Nonetheless, it’s not likely Lewis Carroll could ever have envisaged that his unassuming (yeah, right!) heroine would open a Pandora’s Box, overflowing with a disarray of utopian fairylands and maniacal mirages – each one different, deeply personal but never without an essence of neurosis. Carroll’s Cheshire puss tells Alice she must be mad or else she wouldn’t have come here, to Wonderland; a place that is (dangerously) whatever we want it to be. Whether it’s an X-rated musical fantasy (Bud Townsend), a three-volume pornographic graphic novel (Alan Moore), a phantasmagoria of Alice-infused imaginings (Marilyn Manson) or a deserted island with a never ending supply of rum, a house made of candy or a world with no war or perhaps no people (or bugs), Wonderland has become a metaphor for the place that we go to when we want to be somewhere else, no matter how dreamy, dark or dirty.

Never once did dear Alice imply that Wonderland would be entirely scrupulous. She, who personifies the antithesis of an anaesthetised world, merely opened a door (or a can of worms – perspective dependent) and asked us to follow. Our point of abjuration may or may not be ethically inconspicuous – it’s one of the perks of fantasy – but then again, it’s not usually the ‘niceties’ that jolt complacent narcoleptics out of the brain trance imposed by fear or mediocrity; it’s danger, madness and curious things that encourage participation and force people out of a pleasant mental lethargy. Wonderland is not always safe but it is vital. Morpheus knew it:

“You take the blue pill, the story ends. You wake up in your bed and believe whatever you want to believe. You take the red pill, you stay in Wonderland, and I show you how deep the rabbit hole goes.” (The Matrix)

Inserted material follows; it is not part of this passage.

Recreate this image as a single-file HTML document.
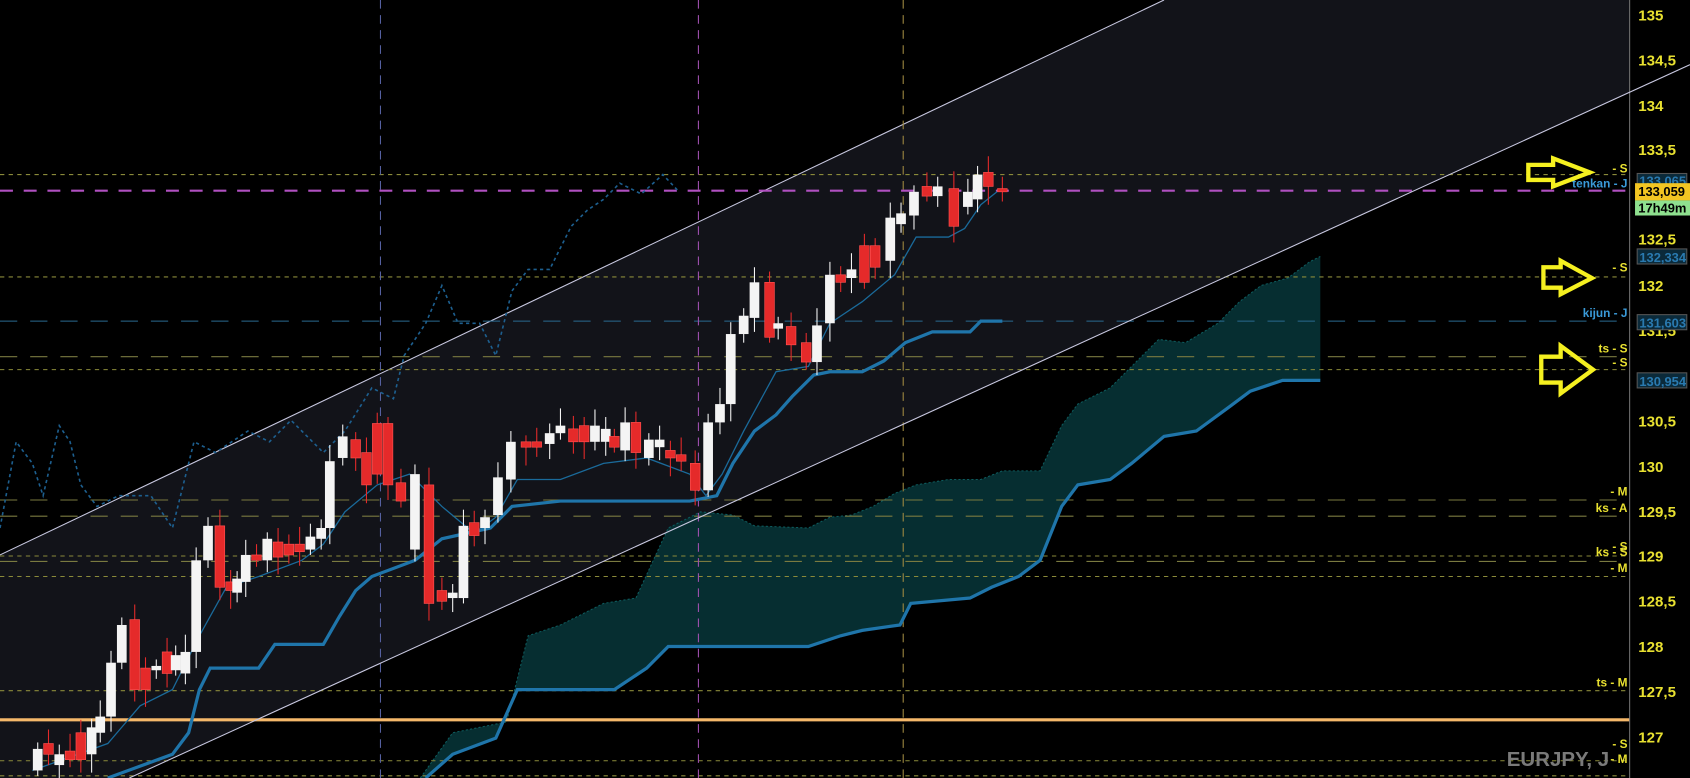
<!DOCTYPE html>
<html><head><meta charset="utf-8"><style>
html,body{margin:0;padding:0;background:#000;overflow:hidden}
svg{display:block}
text{font-family:"Liberation Sans",sans-serif;font-weight:bold}
</style></head><body>
<svg id="s" width="1690" height="778" viewBox="0 0 1568 722" preserveAspectRatio="none" xmlns="http://www.w3.org/2000/svg">
<rect width="1568" height="722" fill="#000"/>
<polygon points="0,515 1080,0 1512,0 1512,86 120,722 0,722" fill="#121319"/>
<!-- cloud -->
<polygon fill="#062e31" points="390,722 420,680 470,670 490,590 520,580 560,560 590,555 620,490 650,475 680,478 700,488 750,490 770,480 790,478 810,470 830,458 850,450 880,445 910,445 930,437 965,437 985,395 1000,375 1030,360 1050,340 1075,315 1100,318 1130,300 1150,280 1170,265 1195,258 1215,243 1225,238 1225,353 1190,353 1160,363 1140,378 1110,400 1080,405 1050,430 1030,445 1000,450 985,470 965,520 945,535 920,545 900,555 845,560 835,580 800,585 780,590 750,600 620,600 600,620 570,640 480,640 460,685 420,700 395,722"/>
<polyline fill="none" stroke="#0d5a5c" stroke-width="1" stroke-dasharray="2,2" points="390,722 420,680 470,670 490,590 520,580 560,560 590,555 620,490 650,475 680,478 700,488 750,490 770,480 790,478 810,470 830,458 850,450 880,445 910,445 930,437 965,437 985,395 1000,375 1030,360 1050,340 1075,315 1100,318 1130,300 1150,280 1170,265 1195,258 1215,243 1225,238"/>
<line x1="0" y1="515" x2="1080" y2="0" stroke="#c8c8e0" stroke-width="1"/>
<g stroke-width="1" fill="none">
<line x1="0" y1="162" x2="1512" y2="162" stroke="#8a8a3a" stroke-dasharray="4,4"/>
<line x1="0" y1="257" x2="1512" y2="257" stroke="#8a8a3a" stroke-dasharray="4,4"/>
<line x1="0" y1="298" x2="1512" y2="298" stroke="#2a6a90" stroke-dasharray="16,12"/>
<line x1="0" y1="331" x2="1512" y2="331" stroke="#7a7a40" stroke-dasharray="16,12"/>
<line x1="0" y1="343" x2="1512" y2="343" stroke="#8a8a3a" stroke-dasharray="4,4"/>
<line x1="0" y1="464" x2="1512" y2="464" stroke="#7a7a40" stroke-dasharray="16,12"/>
<line x1="0" y1="479" x2="1512" y2="479" stroke="#7a7a40" stroke-dasharray="16,12"/>
<line x1="0" y1="516" x2="1512" y2="516" stroke="#8a8a3a" stroke-dasharray="4,4"/>
<line x1="0" y1="521" x2="1512" y2="521" stroke="#7a7a40" stroke-dasharray="16,12"/>
<line x1="0" y1="535" x2="1512" y2="535" stroke="#8a8a3a" stroke-dasharray="4,4"/>
<line x1="0" y1="641" x2="1512" y2="641" stroke="#8a8a3a" stroke-dasharray="4,4"/>
<line x1="0" y1="706" x2="1512" y2="706" stroke="#8a8a3a" stroke-dasharray="4,4"/>
<line x1="0" y1="720" x2="1512" y2="720" stroke="#8a8a3a" stroke-dasharray="4,4"/>
<line x1="353" y1="0" x2="353" y2="722" stroke="#5560a0" stroke-dasharray="8,6"/>
<line x1="648" y1="0" x2="648" y2="722" stroke="#a050b0" stroke-dasharray="8,6"/>
<line x1="838" y1="0" x2="838" y2="722" stroke="#a08a40" stroke-dasharray="8,6"/>
<line x1="0" y1="177" x2="1512" y2="177" stroke="#b050c0" stroke-width="2" stroke-dasharray="12,10"/>
</g>
<line x1="0" y1="668" x2="1512" y2="668" stroke="#f5b86a" stroke-width="3"/>
<polyline fill="none" stroke="#1d5f8f" stroke-width="1.5" stroke-dasharray="3,3" points="0,490 15,410 30,430 40,460 55,395 65,410 75,450 90,470 110,460 140,460 160,490 180,410 200,420 230,400 250,410 270,390 300,420 320,400 345,360 365,370 375,330 395,300 410,265 425,300 445,300 460,330 475,270 490,250 510,250 530,210 545,195 560,185 575,170 595,180 615,162 630,178"/>
<polyline fill="none" stroke="#1f75aa" stroke-width="3" points="100,722 160,700 175,680 185,640 195,620 240,620 255,598 300,598 315,572 330,548 345,535 385,520 395,512 410,500 455,490 475,470 520,465 640,465 665,460 680,430 700,400 720,385 735,368 755,348 770,345 800,345 820,335 840,318 865,308 900,308 910,298 930,298"/>
<polyline fill="none" stroke="#1f75aa" stroke-width="3" points="1225,353 1190,353 1160,363 1140,378 1110,400 1080,405 1050,430 1030,445 1000,450 985,470 965,520 945,535 920,545 900,555 845,560 835,580 800,585 780,590 750,600 620,600 600,620 570,640 480,640 460,685 420,700 395,722"/>
<polyline fill="none" stroke="#1a6a9a" stroke-width="1.2" points="30,715 100,690 130,655 160,640 185,590 210,545 240,535 280,520 300,505 320,475 350,450 380,440 410,470 440,495 460,480 480,445 520,445 560,430 600,425 640,440 655,460 670,440 690,400 720,345 750,340 770,300 800,280 830,255 850,220 880,220 895,212 910,190 925,178"/>
<g id="c"></g>
<rect x="1512" y="0" width="56" height="722" fill="#000"/>
<line x1="1512" y1="0" x2="1512" y2="722" stroke="#707070"/>
<line x1="120" y1="722" x2="1568" y2="60" stroke="#c8c8e0" stroke-width="1"/>
<g fill="#e8e030" font-size="14">
<text x="1520" y="19">135</text><text x="1520" y="61">134,5</text><text x="1520" y="103">134</text><text x="1520" y="144">133,5</text>
<text x="1520" y="227">132,5</text><text x="1520" y="270">132</text><text x="1520" y="312">131,5</text><text x="1520" y="396">130,5</text>
<text x="1520" y="438">130</text><text x="1520" y="480">129,5</text><text x="1520" y="521">129</text><text x="1520" y="563">128,5</text>
<text x="1520" y="605">128</text><text x="1520" y="647">127,5</text><text x="1520" y="689">127</text>
</g>
<g font-size="12">
<rect x="1519" y="161" width="46" height="12" fill="#0b2a3a" stroke="#555"/><text x="1521" y="172" fill="#2a7ab0">133,065</text>
<rect x="1517" y="170" width="51" height="16" fill="#f2c522"/><text x="1520" y="182" fill="#000">133,059</text>
<rect x="1517" y="186" width="51" height="14" fill="#8fe08f"/><text x="1520" y="197" fill="#000" font-weight="normal">17h49m</text>
<rect x="1519" y="231" width="46" height="14" fill="#0b2a3a" stroke="#555"/><text x="1521" y="243" fill="#2a7ab0">132,334</text>
<rect x="1519" y="292" width="46" height="14" fill="#0b2a3a" stroke="#555"/><text x="1521" y="304" fill="#2a7ab0">131,603</text>
<rect x="1519" y="346" width="46" height="14" fill="#0b2a3a" stroke="#555"/><text x="1521" y="358" fill="#2a7ab0">130,954</text>
</g>
<g font-size="11" fill="#e8e030" text-anchor="end">
<text x="1510" y="160">- S</text><text x="1510" y="252">- S</text>
<text x="1510" y="327">ts - S</text><text x="1510" y="340">- S</text>
<text x="1510" y="460">- M</text><text x="1510" y="475">ks - A</text>
<text x="1510" y="511">- S</text><text x="1510" y="516">ks - S</text><text x="1510" y="531">- M</text>
<text x="1510" y="637">ts - M</text><text x="1510" y="694">- S</text><text x="1510" y="708">- M</text>
</g>
<g font-size="11" fill="#3a9ad8" text-anchor="end">
<text x="1510" y="174">tenkan - J</text><text x="1510" y="294">kijun - J</text>
</g>
<text x="1398" y="711" font-size="19" fill="#7a7a7a" font-weight="bold">EURJPY, J</text>
<g fill="none" stroke="#f5f020" stroke-width="4" stroke-linejoin="miter">
<polygon points="1418,153 1441,153 1441,147 1475,160 1441,173 1441,167 1418,167"/>
<polygon points="1432,248 1448,248 1448,242 1477,258 1448,273 1448,267 1432,267"/>
<polygon points="1430,331 1448,331 1448,321 1478,343 1448,365 1448,355 1430,355"/>
</g>
</svg>
<script>
var C=[[35,695,715,1],[45,690,700,0],[55,700,710,1],[65,697,705,0],[75,680,705,0],[85,675,700,1],[93,665,680,1],[103,615,665,1],[113,580,615,1],[125,575,640,0],[135,620,640,0],[145,618,622,1],[155,605,625,0],[163,608,622,1],[172,605,625,1],[182,520,605,1],[193,488,520,1],[204,488,545,0],[214,540,548,0],[220,537,550,1],[228,515,540,1],[238,515,520,0],[248,500,520,1],[258,503,517,0],[268,505,515,0],[278,505,512,0],[288,498,510,1],[298,490,500,1],[306,428,490,1],[318,405,425,1],[330,408,425,0],[340,420,450,0],[350,393,440,0],[360,393,450,0],[372,448,465,0],[385,440,510,1],[398,450,560,0],[410,548,558,0],[420,550,555,1],[430,488,555,1],[440,485,497,0],[450,480,490,1],[462,443,478,1],[474,410,445,1],[488,410,415,0],[498,410,415,0],[510,402,412,1],[520,395,402,1],[532,398,410,0],[542,395,410,0],[552,395,410,1],[562,398,410,1],[570,405,415,0],[580,392,418,1],[590,392,420,0],[602,408,425,1],[612,408,415,1],[622,418,425,0],[632,422,428,0],[645,430,455,0],[657,392,455,1],[668,375,392,1],[678,310,375,1],[690,293,310,1],[700,262,295,1],[714,262,313,0],[722,300,305,1],[734,303,320,0],[748,318,336,0],[758,302,336,1],[770,255,300,1],[780,255,262,0],[790,250,258,1],[802,228,262,0],[812,228,248,0],[826,202,242,1],[836,198,208,1],[848,178,200,1],[860,173,182,0],[870,173,182,1],[885,175,210,0],[898,178,192,1],[907,162,185,1],[917,160,173,0],[930,175,178,0]];
var g=document.getElementById('c'),h='';
C.forEach(function(c,i){var a=c[1],b=c[2],up=c[3];var hi=a-6-(i*7%11),lo=b+5+(i*5%13);
var col=up?'#f4f4f4':'#e52a2a';
h+='<line x1="'+c[0]+'" y1="'+hi+'" x2="'+c[0]+'" y2="'+lo+'" stroke="'+col+'" stroke-width="1"/>';
h+='<rect x="'+(c[0]-4.5)+'" y="'+a+'" width="9" height="'+Math.max(2,b-a)+'" fill="'+col+'"'+(up?'':' stroke="#ff5050" stroke-width="0.6"')+'/>';});
g.innerHTML=h;
</script>
</body></html>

So did Dylan Thomas; “rage rage against the dying of the light” (Do not go gentle into that good night) – death, sure, but is boredom not a metaphoric death of soul? Thomas encourages us to take the pill; the one that chooses life by raging against our desire to withdraw. Neo did it; he took the pill, like Alice, and crawled pretty deep down the hole it conjured. It sure as hell didn’t un-complicate his existence but it certainly thrust a whole bunch of life-affirming energy down his throat – all that death, sex and aggression (Freud is so smiling right now).

And yet, it seems strange that we might look to our fantasies to affirm the state of our very existence when they should offer an alternative to the reality we are trying to circumvent. But how else do we learn to cope with reality if not by processing it through fallacy? The apparent derangement inherent in Alice’s Adventures in Wonderland makes palatable an intrinsic ideological warfare that escapes no thinking individual. Carroll’s book is not a comfortable read – there will be no afternoon snooze with a scone and spot of tea. Even Alice admits “It was much pleasanter at home, when one wasn’t always growing larger and smaller, and being ordered about by mice and rabbits.” What Carroll implies by the strange assimilation of hilarity and agony that punctuates Alice’s world is that ‘escape’ is a tool; a mere construct of what we know (life) – it’s not about the fantasy in and of itself; it’s about using Wonderland, the point of avoidance, to infuse reality with life. Make sense? No? Well, we’re all mad here anyway.